I threw myself into learning Swedish: attending Swedish language classes throughout pregnancy (even through foglossning) and directly after mammaledighet. I read only Swedish books, listened to Swedish radio, watched Swedish TV, went to theatre in Swedish. I truly loved learning — but it was also my way of trying to belong.
Then came deeper losses: the loss of a child, the loss of my job and later my father’s passing. My body and mind could no longer keep up. Everything I had been holding together — the effort to belong, the performance of being “okay,” the unprocessed grief — collapsed into exhaustion.
Openness has always been a part of who I am. My parents were transparent about my father’s mental health, so I learned early that struggles have names, histories and plans for care. But being open in a culture where people seemed uncomfortable talking about their struggles often left me feeling out of place. My openness, which had always connected me to others, now seemed to create distance.
As an immigrant, that isolation felt sharper, and at times, deeply painful. There were moments when I felt ashamed of needing help — as if my struggles were a personal failure rather than a human one. That shame kept me quiet at first. But slowly, I learned that honesty was not my weakness; it was my bridge. Recovery began when I allowed myself to follow my heart.
I started creating with clay, attending a rehab center for burn-out and depression in Solna, practicing meditation and Kundalini yoga, journaling and working closely with a sensitive doctor who helped me find medication that truly supported me. These practices, together with time, patience and self-compassion, helped me rebuild. After nearly ten years, I was able to step off medication.
That, for me, marked not just recovery, but a kind of quiet rebirth. I could finally feel again — the texture of life, the simple beauty of being present.
Looking back, I can see how much small acts of friendliness and acknowledgement matter. Being seen in ordinary ways — not with special treatment, just simple human connection — quietly supports well-being and reminds us that we belong. I noticed this contrast most clearly when I travelled home or to places where people are naturally more open and engaged. My depression always felt lighter there, more manageable. Even during winter months abroad, I could come up for air. In Sweden, where social interactions are more reserved, I’ve often felt that friendliness can be mistaken for intrusion. But after many years here, I’ve also seen change.

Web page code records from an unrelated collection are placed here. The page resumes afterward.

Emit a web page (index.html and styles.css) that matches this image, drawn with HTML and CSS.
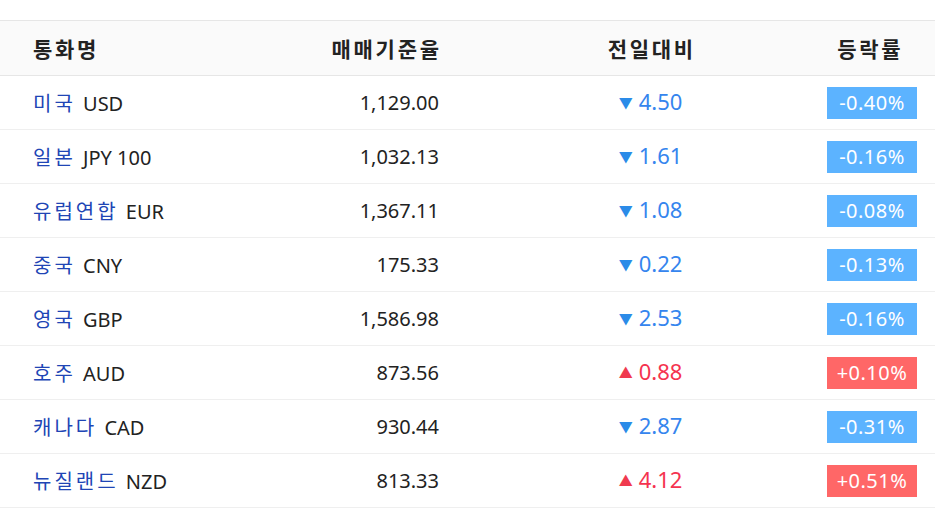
FILE: index.html
```html
<!DOCTYPE html>
<html lang="ko">
<head>
<meta charset="utf-8">
<link rel="stylesheet" href="styles.css">
</head>
<body>
<div class="table">
  <div class="row head">
    <div class="c1"><span class="ht">통화명</span></div>
    <div class="c2"><span class="ht">매매기준율</span></div>
    <div class="c3"><span class="ht">전일대비</span></div>
    <div class="c4"><span class="ht">등락률</span></div>
  </div>
  <div class="row">
    <div class="c1"><span class="nm">미국</span> USD</div>
    <div class="c2">1,129.00</div>
    <div class="c3 down"><span class="tri">▼</span>4.50</div>
    <div class="c4"><span class="badge bd">-0.40%</span></div>
  </div>
  <div class="row">
    <div class="c1"><span class="nm">일본</span> JPY 100</div>
    <div class="c2">1,032.13</div>
    <div class="c3 down"><span class="tri">▼</span>1.61</div>
    <div class="c4"><span class="badge bd">-0.16%</span></div>
  </div>
  <div class="row">
    <div class="c1"><span class="nm">유럽연합</span> EUR</div>
    <div class="c2">1,367.11</div>
    <div class="c3 down"><span class="tri">▼</span>1.08</div>
    <div class="c4"><span class="badge bd">-0.08%</span></div>
  </div>
  <div class="row">
    <div class="c1"><span class="nm">중국</span> CNY</div>
    <div class="c2">175.33</div>
    <div class="c3 down"><span class="tri">▼</span>0.22</div>
    <div class="c4"><span class="badge bd">-0.13%</span></div>
  </div>
  <div class="row">
    <div class="c1"><span class="nm">영국</span> GBP</div>
    <div class="c2">1,586.98</div>
    <div class="c3 down"><span class="tri">▼</span>2.53</div>
    <div class="c4"><span class="badge bd">-0.16%</span></div>
  </div>
  <div class="row">
    <div class="c1"><span class="nm">호주</span> AUD</div>
    <div class="c2">873.56</div>
    <div class="c3 up"><span class="tri">▲</span>0.88</div>
    <div class="c4"><span class="badge bu">+0.10%</span></div>
  </div>
  <div class="row">
    <div class="c1"><span class="nm">캐나다</span> CAD</div>
    <div class="c2">930.44</div>
    <div class="c3 down"><span class="tri">▼</span>2.87</div>
    <div class="c4"><span class="badge bd">-0.31%</span></div>
  </div>
  <div class="row">
    <div class="c1"><span class="nm">뉴질랜드</span> NZD</div>
    <div class="c2">813.33</div>
    <div class="c3 up"><span class="tri">▲</span>4.12</div>
    <div class="c4"><span class="badge bu">+0.51%</span></div>
  </div>
</div>
</body>
</html>
```
FILE: styles.css
```css
html, body {
  margin: 0;
  background: #fff;
}
body {
  font-family: "Noto Sans", "Noto Sans CJK KR", sans-serif;
  color: #222;
  padding-top: 20px;
}
.table {
  width: 935px;
  border-top: 1px solid #e6e6e6;
}
.row {
  display: grid;
  grid-template-columns: 240px 200px 387px 108px;
  align-items: center;
  height: 53px;
  border-bottom: 1px solid #efefef;
  font-size: 20px;
}
.row.head {
  height: 54px;
  background: #fafafa;
  border-bottom: 1px solid #e6e6e6;
  font-weight: 700;
  font-size: 21px;
  color: #222;
}
.ht {
  letter-spacing: 2.7px;
  margin-right: -2.7px;
}
.c1 {
  padding-left: 33px;
}
.c2 {
  text-align: right;
  padding-right: 1px;
}
.c3 {
  text-align: center;
  padding-left: 34px;
}
.c4 {
  padding-right: 18px;
  text-align: center;
}
.head .c4 {
  padding-right: 24px;
}
.nm {
  color: #2045b5;
  letter-spacing: 3px;
  margin-right: 2px;
}
.row .c3.down, .row .c3.up {
  font-size: 22px;
  padding-bottom: 3px;
}
.down {
  color: #3585ee;
}
.up {
  color: #f5334f;
}
.tri {
  font-size: 14px;
  margin-right: 6px;
  position: relative;
  top: -2px;
}
.down .tri {
  color: #2b8be8;
}
.up .tri {
  color: #f03a4f;
}
.badge {
  display: inline-block;
  width: 90px;
  height: 32px;
  line-height: 32px;
  color: #fff;
  font-size: 20px;
  letter-spacing: 0.5px;
  text-align: center;
}
.bd {
  background: #5cb3ff;
}
.bu {
  background: #ff6767;
}
```
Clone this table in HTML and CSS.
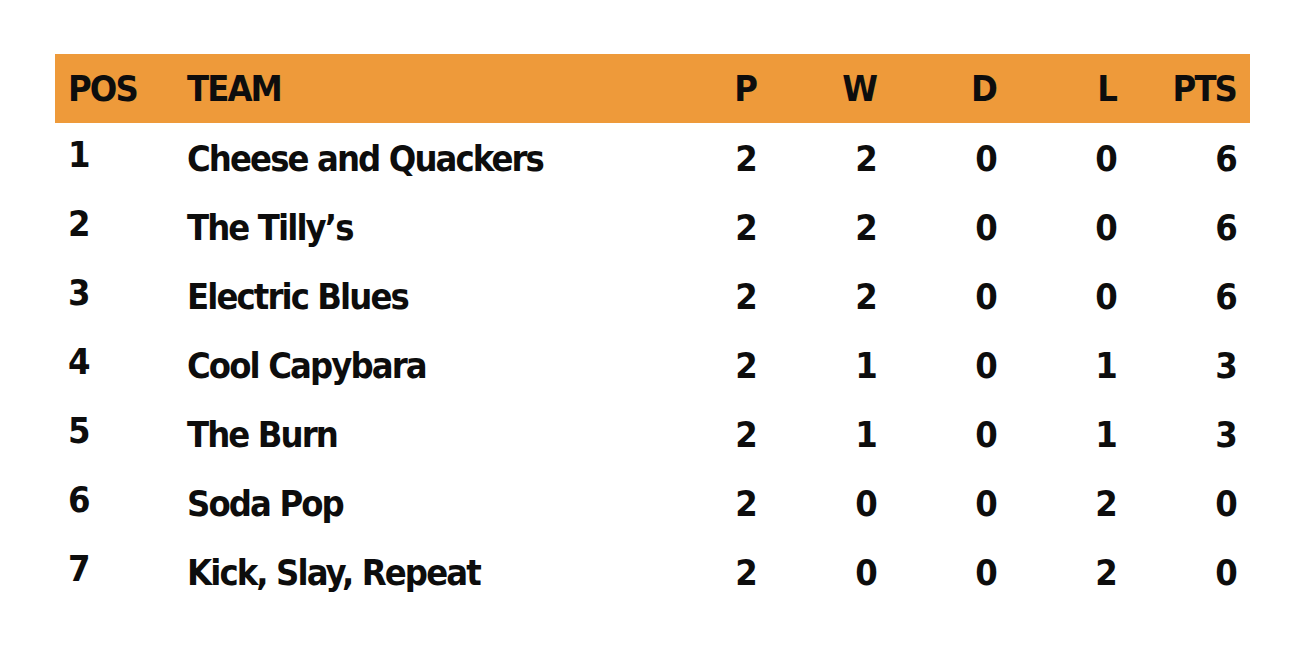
FILE: index.html
```html
<!DOCTYPE html>
<html lang="en">
<head>
<meta charset="utf-8">
<title>League Table</title>
<link rel="stylesheet" href="styles.css">
</head>
<body>
<div class="table">
  <div class="row head">
    <div class="pos">POS</div><div class="team">TEAM</div>
    <div class="num">P</div><div class="num">W</div><div class="num">D</div><div class="num">L</div><div class="num">PTS</div>
  </div>
  <div class="row">
    <div class="pos">1</div><div class="team">Cheese and Quackers</div>
    <div class="num">2</div><div class="num">2</div><div class="num">0</div><div class="num">0</div><div class="num">6</div>
  </div>
  <div class="row">
    <div class="pos">2</div><div class="team">The Tilly’s</div>
    <div class="num">2</div><div class="num">2</div><div class="num">0</div><div class="num">0</div><div class="num">6</div>
  </div>
  <div class="row">
    <div class="pos">3</div><div class="team">Electric Blues</div>
    <div class="num">2</div><div class="num">2</div><div class="num">0</div><div class="num">0</div><div class="num">6</div>
  </div>
  <div class="row">
    <div class="pos">4</div><div class="team">Cool Capybara</div>
    <div class="num">2</div><div class="num">1</div><div class="num">0</div><div class="num">1</div><div class="num">3</div>
  </div>
  <div class="row">
    <div class="pos">5</div><div class="team">The Burn</div>
    <div class="num">2</div><div class="num">1</div><div class="num">0</div><div class="num">1</div><div class="num">3</div>
  </div>
  <div class="row">
    <div class="pos">6</div><div class="team">Soda Pop</div>
    <div class="num">2</div><div class="num">0</div><div class="num">0</div><div class="num">2</div><div class="num">0</div>
  </div>
  <div class="row">
    <div class="pos">7</div><div class="team">Kick, Slay, Repeat</div>
    <div class="num">2</div><div class="num">0</div><div class="num">0</div><div class="num">2</div><div class="num">0</div>
  </div>
</div>
</body>
</html>
```
FILE: styles.css
```css
html, body {
  margin: 0;
  padding: 0;
  background: #ffffff;
}
body {
  padding: 54px 56px 0 55px;
  font-family: "DejaVu Sans Condensed", "Liberation Sans", sans-serif;
  font-weight: bold;
  color: #0d0d0d;
}
.table {
  width: 1195px;
}
.row {
  display: grid;
  grid-template-columns: 119px 449px repeat(5, 120px);
  padding: 0 14px 0 13px;
  height: 69px;
  align-items: center;
  font-size: 36px;
  letter-spacing: -1.9px;
  line-height: 1;
}
.row.head {
  background: #ee9a3a;
}
.pos {
  padding-bottom: 6px;
}
.head .pos {
  padding-bottom: 0;
}
.team {
  padding-top: 2px;
}
.num {
  text-align: right;
  padding-top: 2px;
}
.head .team,
.head .num {
  padding-top: 0;
}
```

I remember a time when my greetings went unanswered — when people would look away rather than meet my eyes. Then, after the Me Too and Black Lives Matter movements, something shifted. People began acknowledging me more. Some even greeted me first. It may sound small, but it meant so much. Being greeted, being seen, being acknowledged — these are tiny acts of inclusion. They say: You exist. I see you. For someone struggling with depression, that simple exchange can ease the weight of invisibility.
Today, when my neighbor said she knew my family but not me, it touched something deep. Her curiosity, her warmth — it made me feel recognized as a person, not just as someone’s mother, partner or dogwalker. I think often about how easily we underestimate the power of these small gestures. They cost nothing, yet they can change someone’s day — sometimes even their life.
Connection doesn’t always come through grand gestures or deep conversations. It often grows quietly, through everyday encounters that remind us we are part of a shared world. There’s a kind of healing in those moments — not the loud, dramatic kind, but the gentle one that seeps in through kindness, acknowledgment and shared presence.
For me, that neighbor’s comment wasn’t just a greeting. It was a reminder that connection is possible, even in places where it takes time to grow. And maybe that’s what recovery really is: finding our way back to life, one small hello at a time.